Do you know of any other search time solution?
Regards,
Marco
There is no way to mask the data for only a subset of users at search time - unless you are going to write every search for that subset of users, and restrict those users accessing the search bar in any way.
One alternative could be to route only the sensitive data to a special index. Most of the data then could go to indexes that are widely visible, and that users can search. The sensitive data then would go in a special index that only some roles could access. For others to access the special index, they could be required to use dashboards, etc. that limit/mask their access. You would still need to be careful with those dashboards, etc. to make use that techniques like drill-down would not compromise the security of the data.

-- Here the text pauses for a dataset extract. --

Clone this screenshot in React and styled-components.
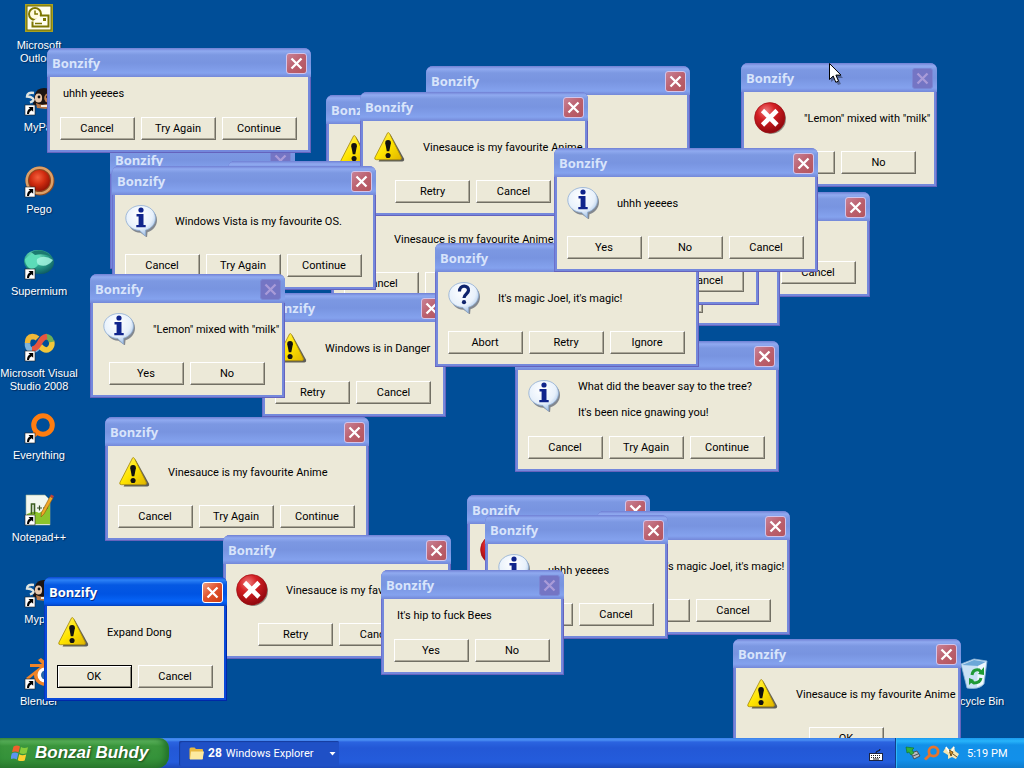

This solution does not meet my definition of "masking"
This hides the data for just this search alone.
So this solution will work only in a dashboard and only if you have also disabled drill-down and disabled "open in search." A user who drills down - or who uses the magnifying class to "open in search" - will be able to circumvent the masking.
Thus my earlier answer.
If you’re willing to use a third-party tool (Eclipse GUI) for masking, you can mask it next time (before you re-index it) with this one:
You can mask sensitive data at index time. (Ask more questions if that's not sufficient information!)
However, once the data has been indexed, there is no way to change it. Not possible.
All you can do it delete the data and re-index it. You can't mask it at search time.
I know that isn't the answer that you wanted... sorry!
I downvoted this post because there is a way to mask sensitive data at search time now as well. please see the last answer below
I disagree with your down-vote. See my comment below.
Being able to hide the data in a single search does not mask it. For the "trick" to work, users cannot be allowed to access the search bar.